**Exercise goal**
Repeat every entry word for word, skipping the pictures.

[Front-end source files]

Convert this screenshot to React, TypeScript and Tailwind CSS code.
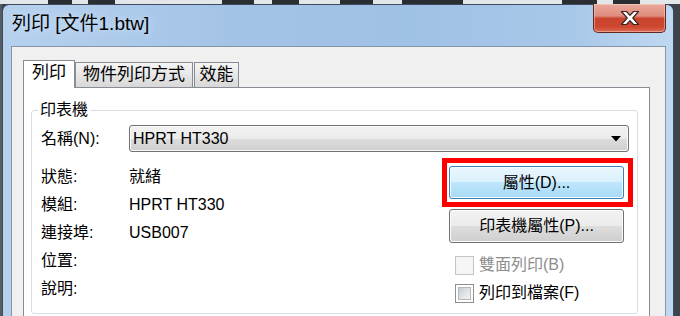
import React from 'react';

const grayBtn =
    'border border-[#707070] rounded-[3px] bg-[linear-gradient(to_bottom,#f2f2f2_0%,#ebebeb_50%,#dddddd_50%,#cfcfcf_100%)] shadow-[inset_0_0_0_1px_#fbfbfb]';

const topSegments: [number, number][] = [
    [48, 24],
    [88, 27],
    [222, 32],
    [272, 27],
    [340, 33],
    [402, 61],
    [562, 35],
    [613, 27],
];

function TopStrip() {
    return (
        <div className="h-[4px] shrink-0 flex bg-[#e4e7ea]">
            {topSegments.map(([left, width], i) => {
                const prev = i === 0 ? 0 : topSegments[i - 1][0] + topSegments[i - 1][1];
                return (
                    <React.Fragment key={i}>
                        <div style={{ width: left - prev }} />
                        <div className="bg-[#2a2d31]" style={{ width }} />
                    </React.Fragment>
                );
            })}
        </div>
    );
}

function CloseButton() {
    return (
        <div className="-mt-px w-[73px] h-[29px] shrink-0 flex items-center justify-center rounded-b-[5px] border border-t-0 border-[#5e2b23] bg-[linear-gradient(to_bottom,#eaa99b_0%,#df8c7d_42%,#c9432d_52%,#cd4830_82%,#de6c55_100%)] shadow-[inset_0_0_0_1px_rgba(255,220,210,0.45)]">
            <svg width="20" height="16" viewBox="0 0 20 16">
                <polygon
                    points="1.5,1.5 6.5,1.5 10,5.3 13.5,1.5 18.5,1.5 12.8,8 18.5,14.5 13.5,14.5 10,10.7 6.5,14.5 1.5,14.5 7.2,8"
                    fill="#ffffff"
                    stroke="#3b2624"
                    strokeWidth="1.2"
                    strokeLinejoin="round"
                />
            </svg>
        </div>
    );
}

function InfoRow({ label, value }: { label: string; value?: string }) {
    return (
        <div className="h-[28px] flex items-center">
            <span className="w-[88px] shrink-0">{label}</span>
            {value && <span>{value}</span>}
        </div>
    );
}

function CheckRow({ label, disabled }: { label: string; disabled?: boolean }) {
    return (
        <div className="h-[28px] flex items-center pl-[13px]">
            {disabled ? (
                <div className="w-[19px] h-[19px] border border-[#c4c4c4] bg-[#f4f4f4] p-[2px]">
                    <div className="w-full h-full bg-[#f6f6f6]" />
                </div>
            ) : (
                <div className="w-[19px] h-[19px] border border-[#8e8f8f] bg-white p-[2px]">
                    <div className="w-full h-full border border-[#b4b8bd] bg-[linear-gradient(135deg,#c9cdd2_0%,#e4e6e8_60%,#f4f4f5_100%)]" />
                </div>
            )}
            <span className={disabled ? 'ml-[5px] text-[#8d8d8d]' : 'ml-[5px]'}>{label}</span>
        </div>
    );
}

export default function App() {
    return (
        <div className="w-[680px] h-[316px] overflow-hidden flex flex-col bg-[#3c434b] text-black text-[16px] leading-[20px] font-['Liberation_Sans','Noto_Sans_CJK_TC',sans-serif]">
            <TopStrip />
            <div className="flex flex-1 min-h-0">
                <div className="w-[2px] shrink-0 bg-[#555c64]" />
                <div className="w-[672px] shrink-0 flex flex-col rounded-t-[7px] border border-b-0 border-[#3d4d5e] bg-[linear-gradient(to_right,#b6d1ee_0%,#a3c3e6_35%,#9fc1e5_60%,#a8c8e9_85%,#c0d8f1_100%)]">
                    {/* title bar */}
                    <div className="h-[41px] shrink-0 flex items-start justify-between pl-[9px] pr-[7px]">
                        <div className="pt-[8px] text-[19px] leading-[22px] [text-shadow:0_0_6px_#dcebf9]">
                            列印 [文件1.btw]
                        </div>
                        <CloseButton />
                    </div>

                    {/* client area */}
                    <div className="ml-[8px] mr-[7px] flex-1 flex flex-col border border-b-0 border-[#8796a6] bg-[#f0f0f0] pt-[13px] pl-[11px] pr-[15px]">
                        <div className="h-[27px] shrink-0 flex items-end text-[17px]">
                            <div className="relative z-10 -mb-px h-[28px] w-[52px] flex justify-center pt-[2px] bg-white border border-b-0 border-[#898c95]">
                                列印
                            </div>
                            <div className="h-[25px] w-[118px] flex items-center justify-center pb-[1px] border border-b-0 border-[#898c95] bg-[linear-gradient(to_bottom,#f5f5f5,#d8d8d8)]">
                                物件列印方式
                            </div>
                            <div className="ml-[1px] h-[25px] w-[45px] flex items-center justify-center pb-[1px] border border-b-0 border-[#898c95] bg-[linear-gradient(to_bottom,#f5f5f5,#d8d8d8)]">
                                效能
                            </div>
                        </div>

                        <div className="flex-1 bg-white border border-b-0 border-[#898c95] pl-[7px] pr-[11px] pt-[12px]">
                            <fieldset className="border border-[#d5dfe5] rounded-[3px] pb-[6px]">
                                <legend className="ml-[6px] px-[2px]">印表機</legend>

                                <div className="mt-[5px] flex items-center pl-[9px] pr-[8px]">
                                    <span className="w-[88px] shrink-0">名稱(N):</span>
                                    <div className={`flex-1 h-[27px] flex items-center justify-between pl-[3px] pr-[7px] ${grayBtn}`}>
                                        <span>HPRT HT330</span>
                                        <svg width="10" height="6" viewBox="0 0 10 6">
                                            <polygon points="0,0 10,0 5,5.5" fill="#000" />
                                        </svg>
                                    </div>
                                </div>

                                <div className="flex justify-between pr-[4px]">
                                    <div className="mt-[11px] pl-[9px] flex flex-col">
                                        <InfoRow label="狀態:" value="就緒" />
                                        <InfoRow label="模組:" value="HPRT HT330" />
                                        <InfoRow label="連接埠:" value="USB007" />
                                        <InfoRow label="位置:" />
                                        <InfoRow label="說明:" />
                                    </div>

                                    <div className="mt-[6px] w-[191px] flex flex-col">
                                        <div className="border-[5px] border-[#ff0000] pt-[3px] pb-[3px] pl-[2px] pr-[4px]">
                                            <div className="h-[33px] flex items-center justify-center rounded-[3px] border border-[#3c7fb1] bg-[linear-gradient(to_bottom,#eaf6fd_0%,#d9f0fc_50%,#bee6fd_50%,#a7d9f5_100%)] shadow-[inset_0_0_0_1px_#f4fbfe]">
                                                屬性(D)...
                                            </div>
                                        </div>
                                        <div className={`mt-[2px] ml-[7px] w-[175px] h-[34px] flex items-center justify-center ${grayBtn}`}>
                                            印表機屬性(P)...
                                        </div>
                                        <div className="mt-[8px] flex flex-col">
                                            <CheckRow label="雙面列印(B)" disabled />
                                            <CheckRow label="列印到檔案(F)" />
                                        </div>
                                    </div>
                                </div>
                            </fieldset>
                        </div>
                    </div>
                </div>
            </div>
        </div>
    );
}
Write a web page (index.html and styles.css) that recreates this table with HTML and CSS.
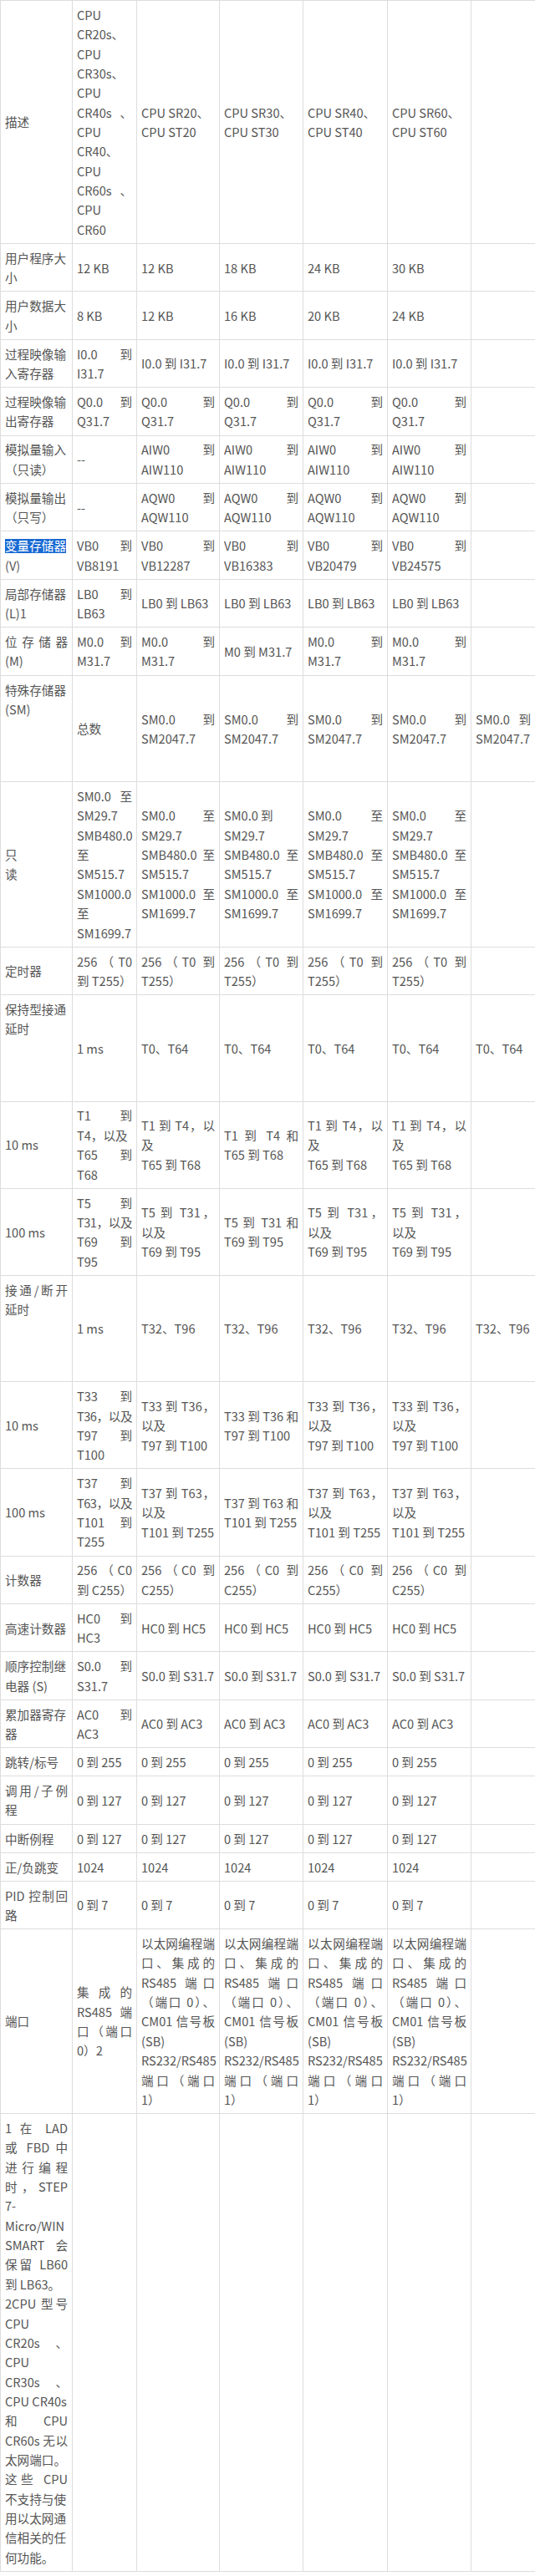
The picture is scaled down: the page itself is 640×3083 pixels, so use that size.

**Complete response**
Convert this screenshot to React, TypeScript and Tailwind CSS code.
import React from 'react';

const grayBtn =
    'border border-[#707070] rounded-[3px] bg-[linear-gradient(to_bottom,#f2f2f2_0%,#ebebeb_50%,#dddddd_50%,#cfcfcf_100%)] shadow-[inset_0_0_0_1px_#fbfbfb]';

const topSegments: [number, number][] = [
    [48, 24],
    [88, 27],
    [222, 32],
    [272, 27],
    [340, 33],
    [402, 61],
    [562, 35],
    [613, 27],
];

function TopStrip() {
    return (
        <div className="h-[4px] shrink-0 flex bg-[#e4e7ea]">
            {topSegments.map(([left, width], i) => {
                const prev = i === 0 ? 0 : topSegments[i - 1][0] + topSegments[i - 1][1];
                return (
                    <React.Fragment key={i}>
                        <div style={{ width: left - prev }} />
                        <div className="bg-[#2a2d31]" style={{ width }} />
                    </React.Fragment>
                );
            })}
        </div>
    );
}

function CloseButton() {
    return (
        <div className="-mt-px w-[73px] h-[29px] shrink-0 flex items-center justify-center rounded-b-[5px] border border-t-0 border-[#5e2b23] bg-[linear-gradient(to_bottom,#eaa99b_0%,#df8c7d_42%,#c9432d_52%,#cd4830_82%,#de6c55_100%)] shadow-[inset_0_0_0_1px_rgba(255,220,210,0.45)]">
            <svg width="20" height="16" viewBox="0 0 20 16">
                <polygon
                    points="1.5,1.5 6.5,1.5 10,5.3 13.5,1.5 18.5,1.5 12.8,8 18.5,14.5 13.5,14.5 10,10.7 6.5,14.5 1.5,14.5 7.2,8"
                    fill="#ffffff"
                    stroke="#3b2624"
                    strokeWidth="1.2"
                    strokeLinejoin="round"
                />
            </svg>
        </div>
    );
}

function InfoRow({ label, value }: { label: string; value?: string }) {
    return (
        <div className="h-[28px] flex items-center">
            <span className="w-[88px] shrink-0">{label}</span>
            {value && <span>{value}</span>}
        </div>
    );
}

function CheckRow({ label, disabled }: { label: string; disabled?: boolean }) {
    return (
        <div className="h-[28px] flex items-center pl-[13px]">
            {disabled ? (
                <div className="w-[19px] h-[19px] border border-[#c4c4c4] bg-[#f4f4f4] p-[2px]">
                    <div className="w-full h-full bg-[#f6f6f6]" />
                </div>
            ) : (
                <div className="w-[19px] h-[19px] border border-[#8e8f8f] bg-white p-[2px]">
                    <div className="w-full h-full border border-[#b4b8bd] bg-[linear-gradient(135deg,#c9cdd2_0%,#e4e6e8_60%,#f4f4f5_100%)]" />
                </div>
            )}
            <span className={disabled ? 'ml-[5px] text-[#8d8d8d]' : 'ml-[5px]'}>{label}</span>
        </div>
    );
}

export default function App() {
    return (
        <div className="w-[680px] h-[316px] overflow-hidden flex flex-col bg-[#3c434b] text-black text-[16px] leading-[20px] font-['Liberation_Sans','Noto_Sans_CJK_TC',sans-serif]">
            <TopStrip />
            <div className="flex flex-1 min-h-0">
                <div className="w-[2px] shrink-0 bg-[#555c64]" />
                <div className="w-[672px] shrink-0 flex flex-col rounded-t-[7px] border border-b-0 border-[#3d4d5e] bg-[linear-gradient(to_right,#b6d1ee_0%,#a3c3e6_35%,#9fc1e5_60%,#a8c8e9_85%,#c0d8f1_100%)]">
                    {/* title bar */}
                    <div className="h-[41px] shrink-0 flex items-start justify-between pl-[9px] pr-[7px]">
                        <div className="pt-[8px] text-[19px] leading-[22px] [text-shadow:0_0_6px_#dcebf9]">
                            列印 [文件1.btw]
                        </div>
                        <CloseButton />
                    </div>

                    {/* client area */}
                    <div className="ml-[8px] mr-[7px] flex-1 flex flex-col border border-b-0 border-[#8796a6] bg-[#f0f0f0] pt-[13px] pl-[11px] pr-[15px]">
                        <div className="h-[27px] shrink-0 flex items-end text-[17px]">
                            <div className="relative z-10 -mb-px h-[28px] w-[52px] flex justify-center pt-[2px] bg-white border border-b-0 border-[#898c95]">
                                列印
                            </div>
                            <div className="h-[25px] w-[118px] flex items-center justify-center pb-[1px] border border-b-0 border-[#898c95] bg-[linear-gradient(to_bottom,#f5f5f5,#d8d8d8)]">
                                物件列印方式
                            </div>
                            <div className="ml-[1px] h-[25px] w-[45px] flex items-center justify-center pb-[1px] border border-b-0 border-[#898c95] bg-[linear-gradient(to_bottom,#f5f5f5,#d8d8d8)]">
                                效能
                            </div>
                        </div>

                        <div className="flex-1 bg-white border border-b-0 border-[#898c95] pl-[7px] pr-[11px] pt-[12px]">
                            <fieldset className="border border-[#d5dfe5] rounded-[3px] pb-[6px]">
                                <legend className="ml-[6px] px-[2px]">印表機</legend>

                                <div className="mt-[5px] flex items-center pl-[9px] pr-[8px]">
                                    <span className="w-[88px] shrink-0">名稱(N):</span>
                                    <div className={`flex-1 h-[27px] flex items-center justify-between pl-[3px] pr-[7px] ${grayBtn}`}>
                                        <span>HPRT HT330</span>
                                        <svg width="10" height="6" viewBox="0 0 10 6">
                                            <polygon points="0,0 10,0 5,5.5" fill="#000" />
                                        </svg>
                                    </div>
                                </div>

                                <div className="flex justify-between pr-[4px]">
                                    <div className="mt-[11px] pl-[9px] flex flex-col">
                                        <InfoRow label="狀態:" value="就緒" />
                                        <InfoRow label="模組:" value="HPRT HT330" />
                                        <InfoRow label="連接埠:" value="USB007" />
                                        <InfoRow label="位置:" />
                                        <InfoRow label="說明:" />
                                    </div>

                                    <div className="mt-[6px] w-[191px] flex flex-col">
                                        <div className="border-[5px] border-[#ff0000] pt-[3px] pb-[3px] pl-[2px] pr-[4px]">
                                            <div className="h-[33px] flex items-center justify-center rounded-[3px] border border-[#3c7fb1] bg-[linear-gradient(to_bottom,#eaf6fd_0%,#d9f0fc_50%,#bee6fd_50%,#a7d9f5_100%)] shadow-[inset_0_0_0_1px_#f4fbfe]">
                                                屬性(D)...
                                            </div>
                                        </div>
                                        <div className={`mt-[2px] ml-[7px] w-[175px] h-[34px] flex items-center justify-center ${grayBtn}`}>
                                            印表機屬性(P)...
                                        </div>
                                        <div className="mt-[8px] flex flex-col">
                                            <CheckRow label="雙面列印(B)" disabled />
                                            <CheckRow label="列印到檔案(F)" />
                                        </div>
                                    </div>
                                </div>
                            </fieldset>
                        </div>
                    </div>
                </div>
            </div>
        </div>
    );
}
Write a web page (index.html and styles.css) that recreates this table with HTML and CSS.
The picture is scaled down: the page itself is 640×3083 pixels, so use that size.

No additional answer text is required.